For 12 years, Christine Denté has been the unmistakable voice of husband-wife pop duo Out of the Grey, and become one of the most highly regarded and sought after vocalists in Christian music. Since graduating from Boston's Berklee College of Music, where she and Scott Denté first met, Out of the Grey has released six albums and a hits collection, amassing numerous No. 1 singles. Christine also joined Christian pop veterans Margaret Becker and Susan Ashton for one of the most fondly regarded collaborations from the mid-'90s, Ashton Becker Denté. Out of the Grey joined the Rocketown family with the 2001 release 6.1, and now Christine Denté steps alone into the spotlight for her solo debut, Becoming.
With Scott Denté in the producer's chair and contributing guitar as always, what sets this solo outing apart from past Out of the Grey projects? For starters, it's a different kind of working relationship for them. Though Scott still plays guitar on Becoming, there's more piano in the mix than Out of the Grey ever used, plus room for other guitarists to step in. The sound is similar—sophisticated and mature acoustic pop colored by guitar, piano, vintage keyboards, live percussion, and occasional strings. According to Scott, it also places the focus more on the nuances of Christine's vocal performance.
But most importantly, the album's 10 songs are more personal to Christine than most of the duo's previous work. The songs of Becoming, written over the years but never quite fitting Out of the Grey's repertoire, are basically Christine's life story. They cover her journey of faith with emotions and ideas laid bare, exploring her roles as a woman, wife, mother, and Christian. I was a little hesitant about an album marketed as one of "issues that relate directly to the hearts of women," wondering if it would be geared to specifically to so-called soccer moms. Turns out that Becoming is quite universal, with even the most "feminine" tracks—an ode to motherhood, "Summer"—simply capturing the joys of being a parent and being a child. Like the other nine tracks, it's something we can all relate to one way or another.

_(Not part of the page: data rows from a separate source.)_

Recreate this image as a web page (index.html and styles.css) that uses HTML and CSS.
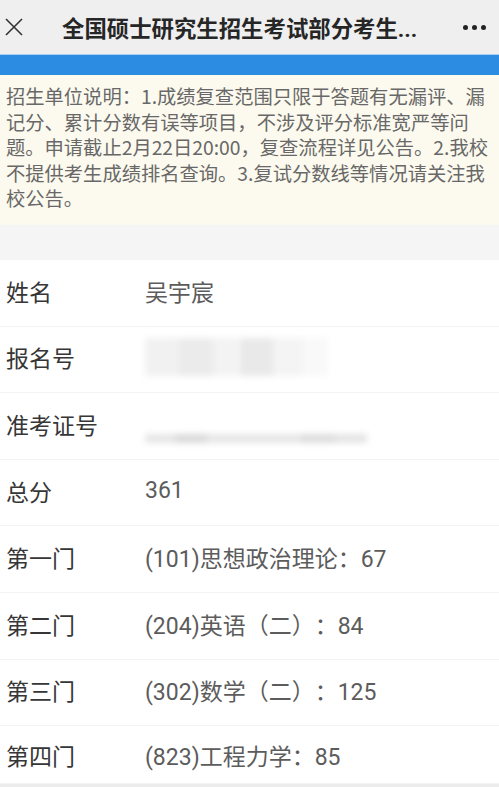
FILE: index.html
```html
<!DOCTYPE html>
<html>
<head>
  <meta charset="utf-8">
  <title>全国硕士研究生招生考试部分考生成绩查询</title>
  <link rel="stylesheet" href="styles.css">
</head>
<body>
  <div class="topbar">
    <span class="close">
      <svg width="18" height="18" viewBox="0 0 18 18">
        <path d="M1 1 L17 17 M17 1 L1 17" stroke="#333" stroke-width="1.6" fill="none"/>
      </svg>
    </span>
    <h1 class="title">全国硕士研究生招生考试部分考生...</h1>
    <span class="more"><i></i><i></i><i></i></span>
  </div>
  <div class="progress"></div>

  <p class="notice">招生单位说明：1.成绩复查范围只限于答题有无漏评、漏记分、累计分数有误等项目，不涉及评分标准宽严等问题。申请截止2月22日20:00，复查流程详见公告。2.我校不提供考生成绩排名查询。3.复试分数线等情况请关注我校公告。</p>

  <div class="gap"></div>

  <ul class="info">
    <li class="row"><span class="label">姓名</span><span class="value">吴宇宸</span></li>
    <li class="row"><span class="label">报名号</span>
      <span class="value"><span class="mask mask-id"><i></i><i></i><i></i><i></i><i></i><i></i></span></span>
    </li>
    <li class="row"><span class="label">准考证号</span>
      <span class="value"><span class="mask mask-no"><i></i><i></i><i></i><i></i><i></i></span></span>
    </li>
    <li class="row"><span class="label">总分</span><span class="value">361</span></li>
    <li class="row"><span class="label">第一门</span><span class="value">(101)思想政治理论：67</span></li>
    <li class="row"><span class="label">第二门</span><span class="value">(204)英语（二）：84</span></li>
    <li class="row"><span class="label">第三门</span><span class="value">(302)数学（二）：125</span></li>
    <li class="row"><span class="label">第四门</span><span class="value">(823)工程力学：85</span></li>
  </ul>
</body>
</html>
```

FILE: styles.css
```css
body {
  margin: 0;
  padding: 0;
  background-color: #ececec;
  font-family: Roboto, "Noto Sans CJK SC", sans-serif;
  text-spacing-trim: space-all;
  overflow: hidden;
}

.topbar {
  display: flex;
  align-items: center;
  height: 54px;
  background-color: #efefef;
}

.close {
  display: flex;
  width: 18px;
  margin-left: 5px;
}

.title {
  flex: 1;
  margin: 0 0 0 39px;
  font-size: 22.4px;
  font-weight: bold;
  color: #262626;
  white-space: nowrap;
}

.more {
  display: flex;
  gap: 4px;
  margin-right: 13px;
}

.more i {
  width: 5px;
  height: 5px;
  border-radius: 50%;
  background-color: #222;
}

.progress {
  height: 20px;
  border-top: 1px solid #a9d0f2;
  background-color: #2c8ce2;
}

.notice {
  margin: 0;
  padding: 9px 4px 13px 6px;
  background-color: #fcfaee;
  color: #686868;
  font-family: "Noto Sans CJK SC", sans-serif;
  font-size: 19.3px;
  line-height: 25.6px;
}

.gap {
  height: 35px;
  background-color: #f5f5f5;
}

.info {
  list-style: none;
  margin: 0;
  padding: 0;
  background-color: #fff;
}

.row {
  display: flex;
  align-items: center;
  box-sizing: border-box;
  height: 66.6px;
  padding: 0 0 4px 6px;
  border-bottom: 1px solid #f3f3f3;
}

.row:last-child {
  height: 58px;
  padding-bottom: 0;
}

.label {
  width: 139px;
  font-size: 23px;
  color: #363636;
}

.value {
  font-size: 23px;
  color: #5c5c5c;
}

/* blurred-out personal numbers */
.mask {
  display: flex;
  filter: blur(3px);
}

.mask-id {
  height: 38px;
  width: 183px;
}

.mask-id i:nth-child(1) { width: 34px; background-color: #f1f1f1; }
.mask-id i:nth-child(2) { width: 34px; background-color: #ebebeb; }
.mask-id i:nth-child(3) { width: 28px; background-color: #f3f3f3; }
.mask-id i:nth-child(4) { width: 32px; background-color: #e9e9e9; }
.mask-id i:nth-child(5) { width: 30px; background-color: #f4f4f4; }
.mask-id i:nth-child(6) { width: 25px; background-color: #f9f9f9; }

.mask-no {
  height: 9px;
  width: 222px;
  margin-top: 30px;
}

.mask-no i:nth-child(1) { width: 30px; background-color: #e6e6e6; }
.mask-no i:nth-child(2) { width: 32px; background-color: #d9d9d9; }
.mask-no i:nth-child(3) { width: 94px; background-color: #e6e6e6; }
.mask-no i:nth-child(4) { width: 34px; background-color: #dcdcdc; }
.mask-no i:nth-child(5) { width: 32px; background-color: #e4e4e4; }
```
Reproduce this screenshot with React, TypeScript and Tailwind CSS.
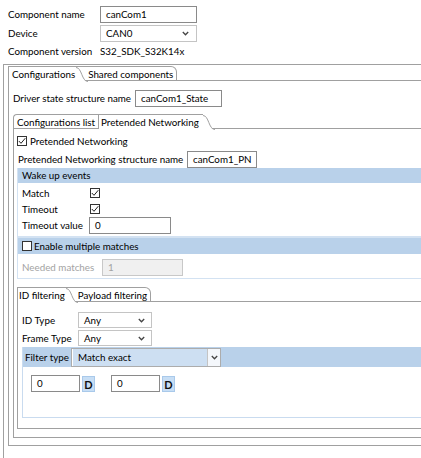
import React from "react";

const Chevron = () => (
  <svg width="7" height="5" viewBox="0 0 7 5" className="shrink-0">
    <path d="M0.8 1 L3.5 3.8 L6.2 1" fill="none" stroke="#444" strokeWidth="1.3" />
  </svg>
);

const Check = ({ checked }: { checked: boolean }) => (
  <div className="w-[10px] h-[10px] border border-[#333] bg-white shrink-0 flex items-center justify-center">
    {checked && (
      <svg width="8" height="8" viewBox="0 0 8 8">
        <path d="M0.8 4 L3 6.3 L7.3 1.2" fill="none" stroke="#222" strokeWidth="1" />
      </svg>
    )}
  </div>
);

const Curve = () => (
  <svg className="absolute left-full top-0 z-10" width="12" height="15" viewBox="0 0 12 15">
    <path d="M0 0 L0 0.5 C6 0.5 5 14.5 12 14.5 L12 15 L0 15 Z" fill="white" />
    <path d="M0 0.5 C6 0.5 5.5 14.5 12 14.5" fill="none" stroke="#a0a0a0" strokeWidth="1" />
  </svg>
);

const Input = ({ value, w, className = "" }: { value: string; w: string; className?: string }) => (
  <div className={`${w} shrink-0 h-[17px] border border-[#8a8a8a] bg-white px-[5px] leading-[15px] overflow-hidden whitespace-nowrap ${className}`}>
    {value}
  </div>
);

const Combo = ({ value, w }: { value: string; w: string }) => (
  <div className={`${w} shrink-0 h-[16px] border border-[#c4c4c4] bg-white pl-[5px] pr-[6px] flex items-center justify-between leading-[14px]`}>
    <span>{value}</span>
    <Chevron />
  </div>
);

const L = ({ w, children, className = "" }: { w: string; children: React.ReactNode; className?: string }) => (
  <span className={`${w} shrink-0 whitespace-nowrap overflow-visible ${className}`}>{children}</span>
);

const DBtn = () => (
  <div className="ml-[2px] mt-[1px] w-[13px] h-[16px] bg-[#c7def5] border border-[#a9c9ea] flex items-center justify-center font-bold text-[11px] leading-none text-[#111]">D</div>
);

export default function App() {
  return (
    <div className="w-[421px] h-[458px] bg-white overflow-hidden flex flex-col text-[9.8px] text-black whitespace-nowrap font-['Lato',sans-serif]">
      {/* top fields */}
      <div className="pl-[8px] pt-[6px] flex flex-col">
        <div className="h-[17px] flex items-center">
          <L w="w-[92px]">Component name</L>
          <Input value="canCom1" w="w-[97px]" />
        </div>
        <div className="h-[17px] mt-[2px] flex items-center">
          <L w="w-[92px]">Device</L>
          <div className="w-[97px] h-[17px] border border-[#c4c4c4] bg-white pl-[5px] pr-[7px] flex items-center justify-between">
            <span>CAN0</span>
            <Chevron />
          </div>
        </div>
        <div className="h-[16px] mt-[1px] flex items-center">
          <L w="w-[92px]">Component version</L>
          <span>S32_SDK_S32K14x</span>
        </div>
      </div>

      {/* outer box */}
      <div className="ml-[3px] mt-[5px] flex-1 border-l border-t border-[#a0a0a0] pt-[1px] pl-[4px] pb-[12px] flex flex-col">
        {/* folder 1 */}
        <div className="flex-1 flex flex-col">
          <div className="flex h-[15px] leading-[14px]">
            <div className="relative bg-white border-l border-t border-[#a0a0a0] pl-[3px] pr-[1px]">
              Configurations
              <Curve />
            </div>
            <div className="border-t border-r border-b border-[#a0a0a0] rounded-tr-[6px] pl-[12px] pr-[3px]">Shared components</div>
            <div className="flex-1 border-b border-[#a0a0a0]" />
          </div>
          <div className="flex-1 border-l border-b border-[#a0a0a0] pl-[4px] pt-[9px] pb-[7px] flex flex-col">
            <div className="h-[17px] flex items-center">
              <L w="w-[122px]">Driver state structure name</L>
              <Input value="canCom1_State" w="w-[87px]" />
            </div>

            {/* folder 2 */}
            <div className="mt-[7px] flex-1 flex flex-col">
              <div className="flex h-[15px] leading-[14px]">
                <div className="border-l border-t border-b border-[#a0a0a0] rounded-tl-[4px] pl-[3px] pr-[3px]">Configurations list</div>
                <div className="relative bg-white border-l border-t border-[#a0a0a0] pl-[2px] pr-[4px]">
                  Pretended Networking
                  <Curve />
                </div>
                <div className="flex-1 border-b border-[#a0a0a0]" />
              </div>
              <div className="flex-1 border-l border-b border-[#a0a0a0] pl-[3px] pb-[8px] flex flex-col">
                <div className="h-[16px] mt-[4px] flex items-center gap-[3px]">
                  <Check checked />
                  <span>Pretended Networking</span>
                </div>
                <div className="h-[17px] mt-[2px] pl-[1px] flex items-center">
                  <L w="w-[169px]">Pretended Networking structure name</L>
                  <Input value="canCom1_PN" w="w-[70px]" className="px-[3px]" />
                </div>

                {/* wake up events */}
                <div className="border-l border-b border-[#d3e2f2] flex flex-col">
                  <div className="h-[15px] bg-[#b9d1ea] pl-[4px] flex items-center">Wake up events</div>
                  <div className="pl-[4px] pt-[3px] pb-[2px] flex flex-col">
                    <div className="h-[14px] flex items-center">
                      <L w="w-[68px]">Match</L>
                      <Check checked />
                    </div>
                    <div className="h-[14px] mt-[2px] flex items-center">
                      <L w="w-[68px]">Timeout</L>
                      <Check checked />
                    </div>
                    <div className="h-[17px] mt-[1px] flex items-center">
                      <L w="w-[67px]">Timeout value</L>
                      <Input value="0" w="w-[82px]" />
                    </div>
                  </div>
                </div>

                {/* enable multiple matches */}
                <div className="border-l border-t border-b border-[#d3e2f2] flex flex-col">
                  <div className="h-[16px] bg-[#b9d1ea] pl-[4px] flex items-center gap-[2px]">
                    <Check checked={false} />
                    <span>Enable multiple matches</span>
                  </div>
                  <div className="pl-[4px] pt-[5px] pb-[2px]">
                    <div className="h-[17px] flex items-center">
                      <L w="w-[80px]" className="text-[#a3a3a3]">Needed matches</L>
                      <div className="w-[81px] h-[17px] border border-[#c8c8c8] bg-[#f0f0f0] px-[5px] leading-[15px] text-[#a3a3a3]">1</div>
                    </div>
                  </div>
                </div>

                {/* ID filtering folder */}
                <div className="mt-[8px] flex-1 flex flex-col">
                  <div className="flex h-[15px] leading-[14px]">
                    <div className="relative bg-white border-l border-t border-[#a0a0a0] pl-[1px] pr-[1px]">
                      ID filtering
                      <Curve />
                    </div>
                    <div className="border-t border-r border-b border-[#a0a0a0] rounded-tr-[6px] pl-[12px] pr-[3px]">Payload filtering</div>
                    <div className="flex-1 border-b border-[#a0a0a0]" />
                  </div>
                  <div className="flex-1 border-l border-b border-[#a0a0a0] pl-[4px] pt-[10px] pb-[10px] flex flex-col">
                    <div className="h-[16px] flex items-center">
                      <L w="w-[56px]">ID Type</L>
                      <Combo value="Any" w="w-[74px]" />
                    </div>
                    <div className="h-[16px] mt-[2px] flex items-center">
                      <L w="w-[56px]">Frame Type</L>
                      <Combo value="Any" w="w-[74px]" />
                    </div>

                    {/* filter type group */}
                    <div className="mt-[1px] flex-1 border-l border-b border-[#c9dbef] flex flex-col">
                      <div className="h-[20px] bg-[#b9d1ea] pl-[2px] flex items-center">
                        <L w="w-[46px]">Filter type</L>
                        <div className="w-[150px] shrink-0 h-[19px] border border-[#acacac] bg-[#cddff2] flex items-stretch">
                          <div className="flex-1 pl-[5px] flex items-center border-l border-white">Match exact</div>
                          <div className="w-[13px] bg-[#f4f7fb] border-l border-[#c4c4c4] flex items-center justify-center">
                            <Chevron />
                          </div>
                        </div>
                      </div>
                      <div className="flex-1 pl-[8px] pt-[8px] flex items-start">
                        <Input value="0" w="w-[49px]" />
                        <DBtn />
                        <Input value="0" w="w-[49px]" className="ml-[16px]" />
                        <DBtn />
                      </div>
                    </div>
                  </div>
                </div>
              </div>
            </div>
          </div>
        </div>
      </div>
    </div>
  );
}
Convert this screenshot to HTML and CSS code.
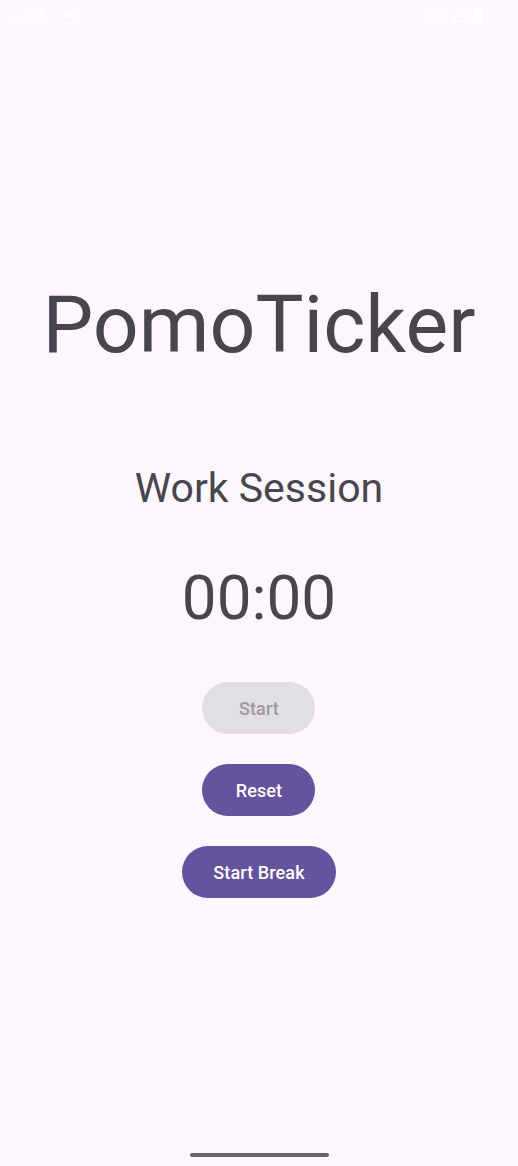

Denté begins by exploring her childhood in the beautifully complicated title track. It's about coming to acceptance through love, both from a spouse and a Savior: "I am becoming what I once was/The girl in the mirror of your love/I am becoming/Your love becomes me." With "Bigger Story," she outlines a lifetime of spiritual growth and her struggles to understand faith in the midst of uncertainties. It's appropriately followed by "Gotta Go Through," which asks God, "Why do I have to give so much? Haven't I been through enough? Wouldn't it be better just to let it go through?" It offers no easy answers, other than the perseverance of the title. Meanwhile, "Take It From Here" is a prayer for God to further his will despite our shortcomings.
Inspired by Galatians 5:6 and John Piper's Desiring God, "The Only Thing That Counts" offers simple testimony about the importance of faith lived out in love. "Sure of All I Hope For" explores the basics of faith and the hope in things unseen. In "How Far, How Much," Christine contrasts our shortcomings with Christ's perfection by questioning if she could show as much love as Jesus did unto death and resurrection. The final two tracks look to the future. "Echoes of Heaven" reminds us that life on earth is temporary, though the sweetest moments are magnified in heaven. "Goodbye" closes the album with a meditation on death and the hope of eternal life, expressed in a way that's sweet, peaceful, and far from depressing: "And we are left to question what do we do with this?/A day we all expect, yet unexpected always is/How beautiful the hope of those who know where they will go."
Becoming is a mellow album. All the tracks are good, but they're more distinguishable by melody and lyric, not by instrumentation or dynamic. That's the point, though, placing the emphasis on Denté's marvelous voice and her lyrics. Rocketown has made a nice home for the Dentés, first with Out of the Grey's 6.1 and now this. Many Christian female artists have attempted to share their personal journey of faith and let listeners into their point-of-view, ultimately offering trite clichés or the lyrics of other artists without being revelatory or unique. Becoming, in contrast, finds Christine Denté painting a wonderful picture of her story. She takes ownership of her perspective and speaks volumes about faith because of it.